Thursday, April 19, 2012

Because I'm not controversial enough: Late term abortions


I’ve always been pro-choice/pro-women’s-freedom, but I was at one point opposed to late-term abortions. Why? Because I didn’t know the facts. I thought late term abortions occurred because women were too stupid/fickle to make the decision earlier. I bought into the so-called pro-life movement’s claim that there were these awful, barbaric women out there deliberately waiting until they were 6 months along before having a nearly-viable fetus brutally destroyed.

The truth is that only 1.3% (CDC, 2011) of abortions occur after 20 weeks, and these are usually the situations that deserve the most compassion and the most respect for the difficult and painful choices a woman sometimes has to make. Though there are no reliable statistics for why women choose to have late-term abortions, the Journal of the American Medical Association (JAMA) cites “illnesses of women and fetal anomalies” as major factors.

Of course, Georgia and, y’know, the entire federal government are working to remove women from the equation. On April 2, Georgia passed a bill affectionately referred to the “Women as Livestock” bill. Rep. Terry England famously stated that if livestock have to "deliver calves, dead or alive," then a woman carrying a dead fetus after 20 weeks, or one not expected to survive, should have to do so as well. Because if money/technology prevent farmers from showing compassion to animals, why should a government full of men have to respect the basic human rights of women? Naturally, the bill does not include exemptions for the woman’s health, rape or incest. In Georgia, they love their incest.

On October 13, 2011, the US House voted 251 to 170 to pass a bill that prohibits hospitals that receive federal funds (not the abortion-funding kind, those don’t exist, as I’ve pointed out before) cannot perform a late-term abortion, even if it is necessary to save a woman’s life. The bill also removes the requirement that hospitals without the facilities to perform an abortion transfer those women who need life-saving abortions to a different provider. Women can literally be forced to die on the floor, rather than be provided with a life-saving, still-legal and medically-necessary procedure.

These are the precedents we’re allowing to be set. In the name of “religion” and “unborn rights.”

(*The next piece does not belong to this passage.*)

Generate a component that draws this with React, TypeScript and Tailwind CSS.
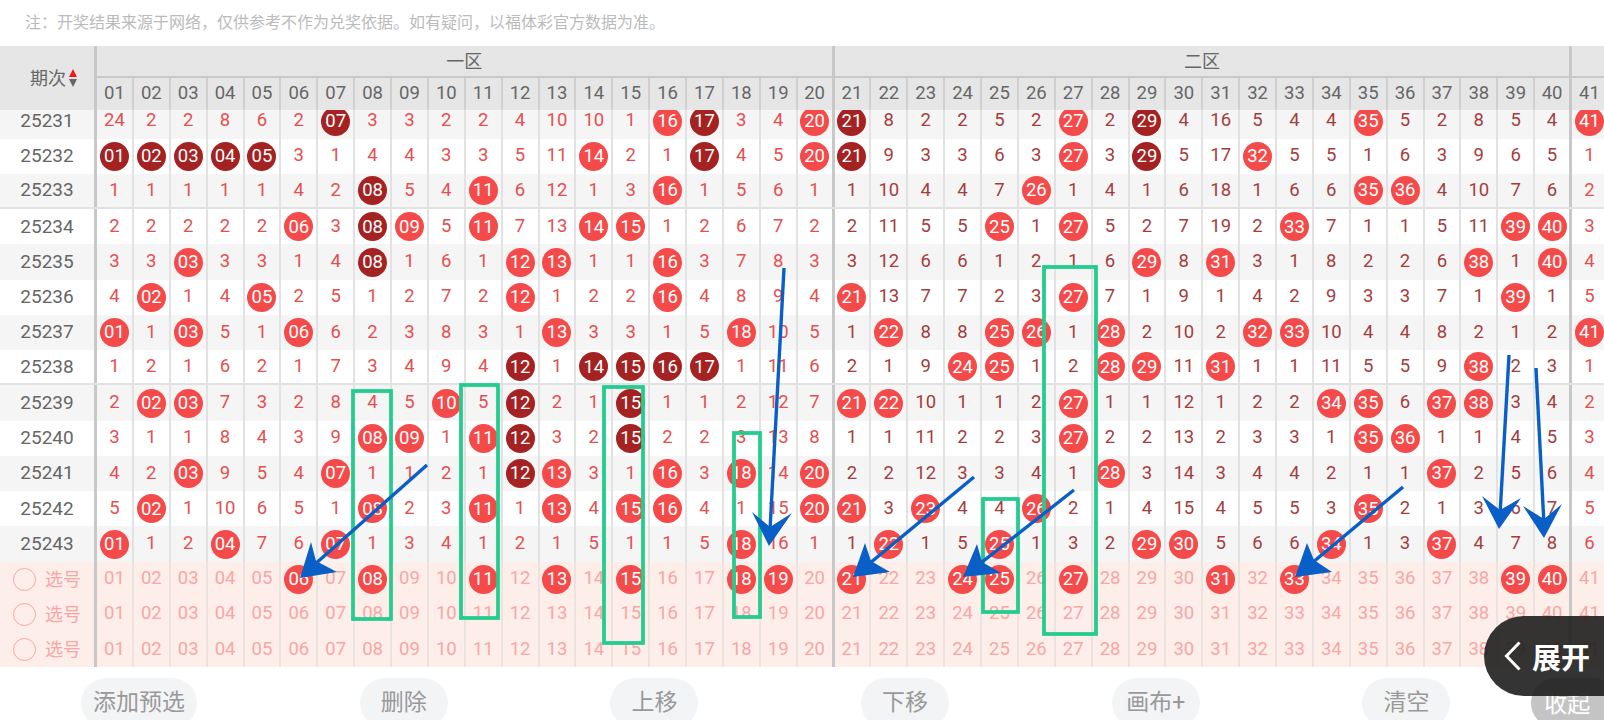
const rows: [string, string][] = [
  ["25231", "24 2 2 8 6 2 D 3 3 2 2 4 10 10 1 L D 3 4 L D 8 2 2 5 2 L 2 D 4 16 5 4 4 L 5 2 8 5 4 L"],
  ["25232", "D D D D D 3 1 4 4 3 3 5 11 L 2 1 D 4 5 L D 9 3 3 6 3 L 3 D 5 17 L 5 5 1 6 3 9 6 5 1"],
  ["25233", "1 1 1 1 1 4 2 D 5 4 L 6 12 1 3 L 1 5 6 1 1 10 4 4 7 L 1 4 1 6 18 1 6 6 L L 4 10 7 6 2"],
  ["25234", "2 2 2 2 2 L 3 D L 5 L 7 13 L L 1 2 6 7 2 2 11 5 5 L 1 L 5 2 7 19 2 L 7 1 1 5 11 L L 3"],
  ["25235", "3 3 L 3 3 1 4 D 1 6 1 L L 1 1 L 3 7 8 3 3 12 6 6 1 2 1 6 L 8 L 3 1 8 2 2 6 L 1 L 4"],
  ["25236", "4 L 1 4 L 2 5 1 2 7 2 L 1 2 2 L 4 8 9 4 L 13 7 7 2 3 L 7 1 9 1 4 2 9 3 3 7 1 L 1 5"],
  ["25237", "L 1 L 5 1 L 6 2 3 8 3 1 L 3 3 1 5 L 10 5 1 L 8 8 L L 1 L 2 10 2 L L 10 4 4 8 2 1 2 L"],
  ["25238", "1 2 1 6 2 1 7 3 4 9 4 D 1 D D D D 1 11 6 2 1 9 L L 1 2 L L 11 L 1 1 11 5 5 9 L 2 3 1"],
  ["25239", "2 L L 7 3 2 8 4 5 L 5 D 2 1 D 1 1 2 12 7 L L 10 1 1 2 L 1 1 12 1 2 2 L L 6 L L 3 4 2"],
  ["25240", "3 1 1 8 4 3 9 L L 1 L D 3 2 D 2 2 3 13 8 1 1 11 2 2 3 L 2 2 13 2 3 3 1 L L 1 1 4 5 3"],
  ["25241", "4 2 L 9 5 4 L 1 1 2 1 D L 3 1 L 3 L 14 L 2 2 12 3 3 4 1 L 3 14 3 4 4 2 1 1 L 2 5 6 4"],
  ["25242", "5 L 1 10 6 5 1 L 2 3 L 1 L 4 L L 4 1 15 L L 3 L 4 4 L 2 1 4 15 4 5 5 3 L 2 1 3 6 7 5"],
  ["25243", "L 1 2 L 7 6 L 1 3 4 1 2 1 5 1 1 5 L 16 1 1 L 1 5 L 1 3 2 L L 5 6 6 L 1 3 L 4 7 8 6"],
]

const picked = [6, 8, 11, 13, 15, 18, 19, 21, 24, 25, 27, 31, 33, 39, 40]
const cols = Array.from({ length: 41 }, (_, i) => i + 1)
const pad = (n: number) => String(n).padStart(2, "0")

const boxes = [
  [353, 391, 38, 228],
  [461, 385, 37, 233],
  [604, 387, 39, 256],
  [734, 433, 26, 184],
  [983, 499, 35, 113],
  [1044, 267, 52, 367],
]

const arrows = [
  { from: "427,465", to: "305,573", head: "300,578 311,542 316,561 337,572" },
  { from: "784,268", to: "770,530", head: "769,546 752,512 770,527 792,513" },
  { from: "974,477", to: "858,573", head: "853,577 865,543 871,561 890,572" },
  { from: "1074,490", to: "968,573", head: "963,577 977,544 982,562 1001,573" },
  { from: "1403,487", to: "1300,573", head: "1295,577 1307,543 1314,560 1332,572" },
  { from: "1509,355", to: "1500,515", head: "1499,529 1482,496 1500,510 1521,498" },
  { from: "1536,368", to: "1544,525", head: "1544,538 1523,506 1544,519 1562,504" },
]

function cellBorder(col: number, line: string) {
  if (col === 20 || col === 40) return "border-r-[3px] border-[#c8c8c8]"
  return line
}

function Ball({ n, dark }: { n: number; dark?: boolean }) {
  return (
    <div
      className={
        "flex h-[29px] w-[29px] items-center justify-center rounded-full text-[18.5px] leading-none text-white " +
        (dark ? "bg-[#a52222]" : "bg-[#f54a4a]")
      }
    >
      {pad(n)}
    </div>
  )
}

function DataRow({ no, data, index }: { no: string; data: string; index: number }) {
  const values = data.split(" ")
  return (
    <div
      className={
        "flex h-[35.25px] " +
        (index % 2 === 0 ? "bg-[#f5f5f5] " : "bg-white ") +
        (index === 2 || index === 7 ? "border-b-2 border-[#e2e2e2]" : "")
      }
    >
      <div className="flex w-[97px] shrink-0 items-center justify-center border-r-[3px] border-[#c8c8c8] text-[19px] text-[#666]">
        {no}
      </div>
      {cols.map((c) => {
        const v = values[c - 1]
        return (
          <div
            key={c}
            className={
              "flex w-[36.88px] shrink-0 items-center justify-center border-r-2 text-[18.5px] " +
              cellBorder(c, "border-[#e2e2e2]") +
              (c > 20 && c < 41 ? " text-[#a53d3d]" : " text-[#e54f4f]")
            }
          >
            {v === "L" && <Ball n={c} />}
            {v === "D" && <Ball n={c} dark />}
            {v !== "L" && v !== "D" && v}
          </div>
        )
      })}
    </div>
  )
}

function PickRow({ balls }: { balls: number[] }) {
  return (
    <div className="flex h-[35.1px] bg-[#fdeee9]">
      <div className="flex w-[97px] shrink-0 items-center gap-[9px] border-r-[3px] border-[#c8c8c8] pl-[13px] text-[18px] text-[#f8a6a6]">
        <span className="h-[23px] w-[23px] shrink-0 rounded-full border-[1.5px] border-[#f8a6a6]" />
        选号
      </div>
      {cols.map((c) => (
        <div
          key={c}
          className={
            "flex w-[36.88px] shrink-0 items-center justify-center border-r-2 text-[18.5px] text-[#f8a6a6] " +
            cellBorder(c, "border-[#ebe3df]")
          }
        >
          {balls.includes(c) ? <Ball n={c} /> : pad(c)}
        </div>
      ))}
    </div>
  )
}

function Pill({ label, wide }: { label: string; wide?: boolean }) {
  return (
    <div
      className={
        "flex h-[50px] shrink-0 items-center justify-center rounded-[25px] bg-[#f3f4f6] text-[23px] text-[#999] " +
        (wide ? "w-[116px]" : "w-[88px]")
      }
    >
      {label}
    </div>
  )
}

export default function App() {
  return (
    <div className="relative h-[720px] w-[1604px] overflow-hidden bg-white font-['Roboto','Noto_Sans_CJK_SC',sans-serif]">
      <div className="flex h-[46px] items-center pl-[25px] text-[16px] text-[#bbb]">
        注：开奖结果来源于网络，仅供参考不作为兑奖依据。如有疑问，以福体彩官方数据为准。
      </div>

      {/* Header */}
      <div className="relative z-10 flex h-[64px] bg-[#e6e6e6]">
        <div className="flex w-[97px] shrink-0 items-center gap-[3px] border-r-[3px] border-[#c8c8c8] pl-[30px] text-[18px] text-[#666]">
          <span className="whitespace-nowrap">期次</span>
          <div className="flex flex-col gap-[2px]">
            <span className="h-0 w-0 border-x-[4.5px] border-b-[8px] border-x-transparent border-b-[#f01818]" />
            <span className="h-0 w-0 border-x-[4.5px] border-t-[8px] border-x-transparent border-t-[#666]" />
          </div>
        </div>
        <div className="flex flex-col">
          <div className="flex h-[32px] border-b-2 border-[#c8c8c8] text-[18px] text-[#666]">
            <div className="flex w-[737.6px] items-center justify-center border-r-[3px] border-[#c8c8c8]">一区</div>
            <div className="flex w-[737.6px] items-center justify-center border-r-[3px] border-[#c8c8c8]">二区</div>
          </div>
          <div className="flex h-[32px] text-[18.5px] text-[#666]">
            {cols.map((c) => (
              <div
                key={c}
                className={
                  "flex w-[36.88px] shrink-0 items-center justify-center border-r-2 " +
                  cellBorder(c, "border-[#cfcfcf]")
                }
              >
                {pad(c)}
              </div>
            ))}
          </div>
        </div>
      </div>

      {/* Scrolled body */}
      <div className="h-[557px] overflow-hidden">
        <div className="-mt-[6.6px]">
          {rows.map(([no, data], i) => (
            <DataRow key={no} no={no} data={data} index={i} />
          ))}
          <PickRow balls={picked} />
          <PickRow balls={[]} />
          <PickRow balls={[]} />
        </div>
      </div>

      {/* Buttons */}
      <div className="mt-[11px] flex gap-[162.7px] pl-[81px]">
        <Pill label="添加预选" wide />
        <Pill label="删除" />
        <Pill label="上移" />
        <Pill label="下移" />
        <Pill label="画布+" />
        <Pill label="清空" />
        <div className="-ml-[82px] flex h-[50px] w-[88px] shrink-0 items-center justify-center rounded-[25px] bg-[#c4c4c4] pr-[16px] pt-[4px] text-[23px] text-white">
          收起
        </div>
      </div>

      {/* Hand drawn marks */}
      <svg className="pointer-events-none absolute left-0 top-0 z-20" width="1604" height="720" viewBox="0 0 1604 720">
        {boxes.map(([x, y, w, h]) => (
          <rect key={x} x={x} y={y} width={w} height={h} fill="none" stroke="#25cc90" strokeWidth="3.8" />
        ))}
        {arrows.map((a) => (
          <g key={a.from} fill="#0a5fc6" stroke="#0a5fc6">
            <polyline points={`${a.from} ${a.to}`} fill="none" strokeWidth="3.4" />
            <polygon points={a.head} stroke="none" />
          </g>
        ))}
      </svg>

      <div className="absolute right-0 top-[616px] z-30 flex h-[80px] w-[120px] items-center gap-[10px] rounded-l-[40px] bg-[#1e1e1e]/90 pl-[20px] text-[29px] font-bold text-white">
        <svg width="18" height="30" viewBox="0 0 18 30" fill="none" stroke="white" strokeWidth="3" className="shrink-0">
          <path d="M15.5 1.5 L2.5 15 L15.5 28.5" />
        </svg>
        <span className="mt-[7px] whitespace-nowrap">展开</span>
      </div>
    </div>
  )
}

Another JAMA article states that “other risk factors include young age, low educational attainment, having had a sexually transmitted disease, and ambivalence about the decision to abort.” Oddly enough, the restrictions and limitations Republicans have enacted to discourage abortions (abstinence-only education, requirements to visit ‘crisis centers,’ coercion through forced ultrasounds, etc.) actually contribute to later-term abortions. Go figure.

An abortion position paper from Abortion Rights Coalition of Canada very succinctly states the point that everyone here seems to miss:

Abortion opponents target rare cases of late term abortion, describing it in horrific detail, to evoke an emotional response in listeners. Their ultimate goal is to restrict all abortion rights. What these lobbyists strategically fail to mention, however, is that banning late term abortions would force women pregnant with dying fetuses to give birth at great risk to their own health, undermining both the rights of women and the medical authority of doctors.

Late term abortions are more heart-rending, yes, because the fetus is further developed, but the numbers show that women are not selfishly waiting until the last possible minute and then heartlessly deciding to murder an innocent baby. These are medical decisions made by women and their health care providers – legislators have no right to be involved in those decisions. Access to basic health care and human rights is even more important when the woman’s life is actually in danger. 

2 comments:

  1. Just the terminology ALONE ("Livestock?" SERIOUSLY??? It's not bad enough that we women sometimes feel bloated like cows that they have to imply it?) is demeaning. Reminds me of the mildly-comical rhetoric of "water-boarding" to mask and trivialize torture tactics.

    As much as I hate to say this, it doesn't entirely surprise me that with our sub-par healthcare system that U.S. hospitals are given the green to refuse treating patients, whether it be to perform a controversial life-saving procedure or merely to see a doctor. For the women who are at risk of dying, is it not enough that they have to deal with making a heart-breaking decision and then be faced with having to sacrifice their lives? Ultimately, if the woman does want to bear her child, despite the dangerous circumstances, that should *still* be HER CHOICE.

    What if one day, blood transfusions are made illegal because it is stated that mingling blood goes against religious beliefs? Extreme case, perhaps, but it wouldn't surprise me if legislative powers eroded that, too.

    -Barb

    ReplyDelete
    Replies
    1. I still havent decided if I'm more disgusted with the livestock comparison or the insect comparison (the war on caterpillars...) Can we all just collectively sue for slander and get rich enough to evict all these idiots from the country?

      And I think you're absolutely right on the direction we're heading with medical procedures. There's still debate over whether gay people can donate blood. Science and religion just don't mix.